Last month, the TLT long Treasury ETF position just missed being sold at $97.80 by $.14, before being stopped at $93.81. In last month’s letter, we bought the TBT short Treasury ETF at $43.34 and were stopped at $42.70 on the October 1. It has since rallied to $46.20. If those who called me to ask if I still liked the position and are still long, raise the stop to $45.00. The high yield bond market often mirrors the stock market. If the stock market undergoes the correction I expect, high yield bonds will also sell off. In March, I recommended the Fidelity Capital Income fund at $5.46, Value Line Aggressive Income Fund $3.82, and the Nicholas High Income fund $7.71. It’s time to sell. FAGIX closed Friday at $8.26, up 51.2%. VAGIX was $4.58, up 19.8%. NNHIX was $9.23, up 19.7%.

GOLD

Gold has proven stronger and the Dollar weaker than I expected. Sentiment on gold remains very optimistic, and if anyone else likes the dollar, they went into hiding weeks ago. Gold stocks have been underperforming gold, which is normally a leading indicator of coming weakness in gold. Last month, December gold was shorted at $1,038.00 and stopped when gold traded up to $1,054.50. The double short gold ETF DZZ, was bought at $17.00, and stopped when it traded at $16.45. With sentiment so overwhelmingly bullish, I still think gold and the gold stocks are near a high and on the cusp of a correction.

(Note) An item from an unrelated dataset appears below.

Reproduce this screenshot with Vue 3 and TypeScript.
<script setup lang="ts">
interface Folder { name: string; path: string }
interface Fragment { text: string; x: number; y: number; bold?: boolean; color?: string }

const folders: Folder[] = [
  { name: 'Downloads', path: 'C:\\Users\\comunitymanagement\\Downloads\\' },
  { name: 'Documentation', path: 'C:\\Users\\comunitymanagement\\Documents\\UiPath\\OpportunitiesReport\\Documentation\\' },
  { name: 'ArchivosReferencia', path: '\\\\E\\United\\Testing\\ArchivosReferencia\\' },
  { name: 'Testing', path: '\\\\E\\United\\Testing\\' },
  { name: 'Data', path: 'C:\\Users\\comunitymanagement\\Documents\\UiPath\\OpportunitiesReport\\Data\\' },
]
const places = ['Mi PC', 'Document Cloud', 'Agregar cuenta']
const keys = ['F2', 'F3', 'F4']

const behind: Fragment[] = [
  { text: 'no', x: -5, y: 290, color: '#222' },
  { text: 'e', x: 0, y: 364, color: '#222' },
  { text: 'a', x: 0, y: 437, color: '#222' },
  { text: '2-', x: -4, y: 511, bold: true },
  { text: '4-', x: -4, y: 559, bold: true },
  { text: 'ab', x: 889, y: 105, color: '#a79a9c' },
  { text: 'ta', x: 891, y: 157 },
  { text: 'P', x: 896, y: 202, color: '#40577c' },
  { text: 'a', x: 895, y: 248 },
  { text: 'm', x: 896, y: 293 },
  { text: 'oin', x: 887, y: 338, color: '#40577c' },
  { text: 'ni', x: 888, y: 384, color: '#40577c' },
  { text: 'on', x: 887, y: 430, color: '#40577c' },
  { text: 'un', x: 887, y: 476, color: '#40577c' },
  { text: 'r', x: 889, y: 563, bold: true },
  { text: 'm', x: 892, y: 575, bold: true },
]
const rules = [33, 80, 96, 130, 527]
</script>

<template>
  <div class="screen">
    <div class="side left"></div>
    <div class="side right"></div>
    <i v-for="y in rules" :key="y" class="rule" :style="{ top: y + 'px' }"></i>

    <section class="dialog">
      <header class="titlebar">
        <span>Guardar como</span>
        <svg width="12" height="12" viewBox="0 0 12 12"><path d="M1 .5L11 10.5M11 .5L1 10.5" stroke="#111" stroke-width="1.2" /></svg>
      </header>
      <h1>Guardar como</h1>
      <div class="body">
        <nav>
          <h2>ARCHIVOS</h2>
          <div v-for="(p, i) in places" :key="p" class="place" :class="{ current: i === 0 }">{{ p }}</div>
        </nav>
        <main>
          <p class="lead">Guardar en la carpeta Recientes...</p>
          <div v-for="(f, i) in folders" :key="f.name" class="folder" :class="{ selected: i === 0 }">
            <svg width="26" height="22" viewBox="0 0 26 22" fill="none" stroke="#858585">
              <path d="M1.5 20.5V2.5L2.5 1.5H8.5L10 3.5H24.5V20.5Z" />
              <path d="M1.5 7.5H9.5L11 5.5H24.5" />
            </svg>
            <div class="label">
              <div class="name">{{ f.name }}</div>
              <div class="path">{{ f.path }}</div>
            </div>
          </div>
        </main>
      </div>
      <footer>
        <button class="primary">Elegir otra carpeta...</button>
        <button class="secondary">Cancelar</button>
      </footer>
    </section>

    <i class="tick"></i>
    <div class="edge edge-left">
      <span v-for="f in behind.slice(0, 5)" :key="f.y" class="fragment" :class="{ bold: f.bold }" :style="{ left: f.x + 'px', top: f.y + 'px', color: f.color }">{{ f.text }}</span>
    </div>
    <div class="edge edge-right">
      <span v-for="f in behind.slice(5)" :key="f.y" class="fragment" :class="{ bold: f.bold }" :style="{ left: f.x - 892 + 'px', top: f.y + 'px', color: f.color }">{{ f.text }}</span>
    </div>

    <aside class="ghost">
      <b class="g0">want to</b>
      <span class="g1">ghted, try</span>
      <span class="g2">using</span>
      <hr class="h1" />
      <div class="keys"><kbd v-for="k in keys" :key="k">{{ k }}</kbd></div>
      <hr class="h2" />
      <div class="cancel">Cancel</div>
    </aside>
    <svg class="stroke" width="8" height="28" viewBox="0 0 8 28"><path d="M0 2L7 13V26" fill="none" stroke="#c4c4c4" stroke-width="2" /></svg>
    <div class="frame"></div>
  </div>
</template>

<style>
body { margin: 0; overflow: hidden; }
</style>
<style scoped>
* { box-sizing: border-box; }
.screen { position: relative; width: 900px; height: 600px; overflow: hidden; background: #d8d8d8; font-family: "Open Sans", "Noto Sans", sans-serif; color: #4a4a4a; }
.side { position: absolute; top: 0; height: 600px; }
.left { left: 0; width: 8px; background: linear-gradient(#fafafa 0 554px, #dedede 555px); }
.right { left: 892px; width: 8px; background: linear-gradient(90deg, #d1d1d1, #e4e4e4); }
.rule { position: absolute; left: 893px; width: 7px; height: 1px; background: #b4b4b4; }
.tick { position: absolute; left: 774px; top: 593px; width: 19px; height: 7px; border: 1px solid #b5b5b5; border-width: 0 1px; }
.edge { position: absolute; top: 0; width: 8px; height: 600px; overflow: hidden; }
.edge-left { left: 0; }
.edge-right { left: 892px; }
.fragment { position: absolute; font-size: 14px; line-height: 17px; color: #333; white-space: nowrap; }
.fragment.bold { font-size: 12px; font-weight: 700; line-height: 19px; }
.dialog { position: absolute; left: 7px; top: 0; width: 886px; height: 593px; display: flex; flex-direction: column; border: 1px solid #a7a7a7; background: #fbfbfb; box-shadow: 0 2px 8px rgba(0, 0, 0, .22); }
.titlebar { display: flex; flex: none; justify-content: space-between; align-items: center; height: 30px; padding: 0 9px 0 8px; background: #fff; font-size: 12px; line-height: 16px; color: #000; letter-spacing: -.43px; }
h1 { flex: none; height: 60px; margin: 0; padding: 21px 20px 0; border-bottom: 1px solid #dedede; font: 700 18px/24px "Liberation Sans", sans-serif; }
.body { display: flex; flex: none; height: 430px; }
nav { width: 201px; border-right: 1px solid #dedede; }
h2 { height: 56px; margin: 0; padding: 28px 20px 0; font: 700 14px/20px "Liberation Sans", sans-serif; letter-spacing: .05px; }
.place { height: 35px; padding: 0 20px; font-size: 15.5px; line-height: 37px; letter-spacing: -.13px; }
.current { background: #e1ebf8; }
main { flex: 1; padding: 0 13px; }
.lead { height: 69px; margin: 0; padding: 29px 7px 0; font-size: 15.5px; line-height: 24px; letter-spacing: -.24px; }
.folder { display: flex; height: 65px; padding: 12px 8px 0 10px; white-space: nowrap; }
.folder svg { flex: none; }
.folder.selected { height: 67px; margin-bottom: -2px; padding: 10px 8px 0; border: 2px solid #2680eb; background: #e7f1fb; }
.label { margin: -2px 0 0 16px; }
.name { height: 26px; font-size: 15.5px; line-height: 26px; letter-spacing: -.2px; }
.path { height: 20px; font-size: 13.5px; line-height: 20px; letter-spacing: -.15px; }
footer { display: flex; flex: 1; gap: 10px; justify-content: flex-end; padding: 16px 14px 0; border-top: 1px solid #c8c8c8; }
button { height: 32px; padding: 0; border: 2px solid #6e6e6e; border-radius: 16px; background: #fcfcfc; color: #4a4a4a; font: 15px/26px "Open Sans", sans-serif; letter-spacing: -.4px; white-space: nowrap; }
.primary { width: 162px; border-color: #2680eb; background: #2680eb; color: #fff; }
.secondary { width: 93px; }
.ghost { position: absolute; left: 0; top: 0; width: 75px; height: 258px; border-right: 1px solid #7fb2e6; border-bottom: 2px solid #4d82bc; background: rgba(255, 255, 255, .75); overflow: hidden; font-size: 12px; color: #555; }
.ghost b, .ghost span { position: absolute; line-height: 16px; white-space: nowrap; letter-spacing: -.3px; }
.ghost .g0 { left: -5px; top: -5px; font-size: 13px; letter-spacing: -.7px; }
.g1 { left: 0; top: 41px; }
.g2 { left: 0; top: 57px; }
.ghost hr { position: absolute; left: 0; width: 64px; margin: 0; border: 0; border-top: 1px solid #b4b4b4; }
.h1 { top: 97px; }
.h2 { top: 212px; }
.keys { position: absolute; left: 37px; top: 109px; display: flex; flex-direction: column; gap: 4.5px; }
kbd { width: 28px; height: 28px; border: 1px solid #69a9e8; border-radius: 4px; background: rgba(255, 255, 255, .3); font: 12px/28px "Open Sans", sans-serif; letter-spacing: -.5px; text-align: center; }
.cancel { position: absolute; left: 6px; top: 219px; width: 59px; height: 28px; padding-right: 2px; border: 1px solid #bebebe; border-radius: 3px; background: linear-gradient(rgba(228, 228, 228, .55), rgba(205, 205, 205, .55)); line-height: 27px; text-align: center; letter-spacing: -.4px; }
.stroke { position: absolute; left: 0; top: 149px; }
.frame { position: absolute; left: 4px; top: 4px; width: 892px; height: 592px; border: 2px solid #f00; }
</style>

Rather than trying to pick an entry point in the monthly letter, I will issue a Special Update, with new instructions. If the economic recovery story remains intact into early next year as I expect, gold may correct in the next few weeks, and then rally early next year, along with the stock market. If the economy experiences the kind of dip I expect, the larger decline in gold and the gold stocks will unfold next year.

DOLLAR

The dollar continues to grind lower. We are long the December futures from last month under 76.40, which was reached on October 6. The long dollar ETF UUP was simultaneously purchased on October 6 with UUP at $22.60. The stop on both positions remains 74.50 on the December futures. I am looking for the dollar to rally to near 81.00, which is just below the high in early June at 81.50.